A New Series: One Minute Reviews of
Books by Vermont Authors

 

Laura's column "One Minute Reviews" has appeared bi-weekly in Wilmington, Vermont's Deerfield Valley News since 2015. In April 2018, she found that no Vermont periodical consistently reviews all commercially published fiction and non-fiction by Vermont authors, so she started a series to fill that void. Published reviews from that series and some earlier reviews of local authors are listed with links to a scan of the printed copy. Reviews still in queue are listed without links until they appear in print.

The books reviewed in this series are available through Wilmington's Pettee Memorial Library, the Whitingham Free Public Library, and locally owned Bartleby's Books in Wilmington.




Deerfield Valley News, 8/1/2024

He ran away to join the circus

Rob Mermin, Circle of Sawdust: A Circus Memoir of Mud, Myth, Mirth, Mayhem, and Magic. Rootstock Publishing, 2024

Rob Mermin, known today as the charismatic founder of Circus Smirkus, grew up in a large family of successful professional people—and ran away to join a circus in 1969. At that time, there were no circus schools in the United States, so he traveled to Europe to apprentice himself to a circus so he could achieve his longtime dream to be a clown.At 19, in love with the idea of adventure, he eagerly welcomed his first job in Wales with the small, rough-and-tough traveling Circus Hoffman, which hired him one morning and sent him into the ring with two experienced clowns that afternoon, his only instructions being “Stay close to me…I vatch out for you.” Later, he was tossed up on the back of an arthritic camel and sent into the ring—and found he could disembark only by clinging to a trapeze a few feet above him and hanging there until the act below him was done. Experiences like this, Mermin recalls with amusement, give circus folk tales to recall years later, when, true to the circus farewell “See you down the road,” they run across their former colleagues and laugh over their memories. Mermin’s readers share these unbelievable (but true!) exploits—as for example, his harassment by Kansas the Mule in a circus tour of Sweden with “Kossmayer’s Unrideable Mules of the Netherlands,” whose animals lived up to their reputations.

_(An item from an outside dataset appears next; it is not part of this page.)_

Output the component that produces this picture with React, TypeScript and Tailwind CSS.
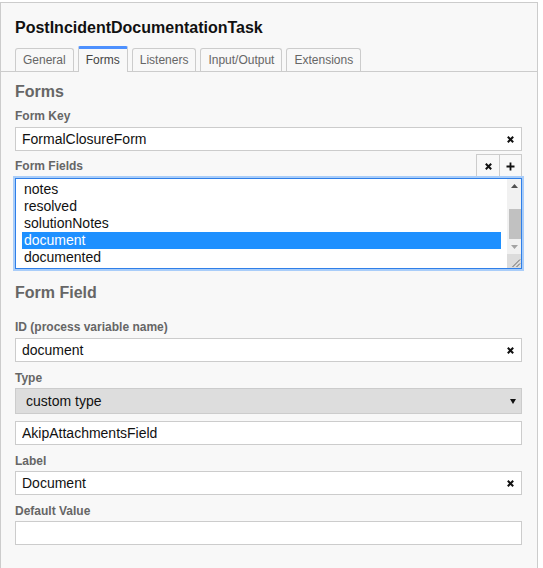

Interspersed with Mermin’s tall tales are wonderful insights into the history of circus (often referring to European circus families that have been performing for five or six generations), and tips on the art of clowning (Pace! Timing! Don’t hurry through your act! Remember: clowns don’t know that what they’re doing is funny!). His insights are the result of serious study: between his exploits with Hoffman (1969) and the Unrideable Mules (1976), Mermin studied with the famous mime Marcel Marceau in Paris, and subsequently became one of the three principal clowns in Copenhagen’s distinguished Cirkus Benneweis, where he encountered many of Europe’s premiere circus artists. Every page of this portion of his memoir reveals his deep love of circus culture and his respect for the aspect of circus that many people dismiss as “clowning around”—clowns in baggy pants, big shoes, and slapstick acts designed to make kids laugh. To Mermin, clowning has at its heart deep understanding of life, of acting, and of the seriousness of laughter.

Always behind the “mud, myth, mirth, mayhem, and magic” of Mermin’s life was what he describes as his quest for “the experience I needed, absorbing everything about tenting circus, following my intention of someday going out under canvas with my own itinerant company” in the US. Although briefly tempted by his celebrity in Denmark, where he and his performing dog Rufus performed mime on TV I Teltet (TV in a tent), he remained true to his dream and returned of the US to found his own circus. “Circus, Schmirkus,” said his mother disapprovingly.“Go get a real job, like in a bank.” Without knowing it, she named the successful product of his dream.

Because Mermin has published two books on the early days of Circus Smirkus, he says relatively little about its founding in the memoir. There is enough there, however, to make readers share his heartbreak at discovering that even Dr. Suess (of If I ran the Circus) and other circus enthusiasts shook their heads at his naive “clown’s dream.” Eventually, however, Vermont film director Jay Craven helped Mermin get started in Greensboro, Vermont—and after that came the magic. As its enthusiasts know, Circus Smirkus is internationally famous, and it has become a training ground for circus artists now hired by the premiere circuses in the US and beyond. Mermin’s passion, humor and enthusiasm (and the skills which he modestly mentions very little), has made circus arts ‘almost’ as respected as a job in a bank.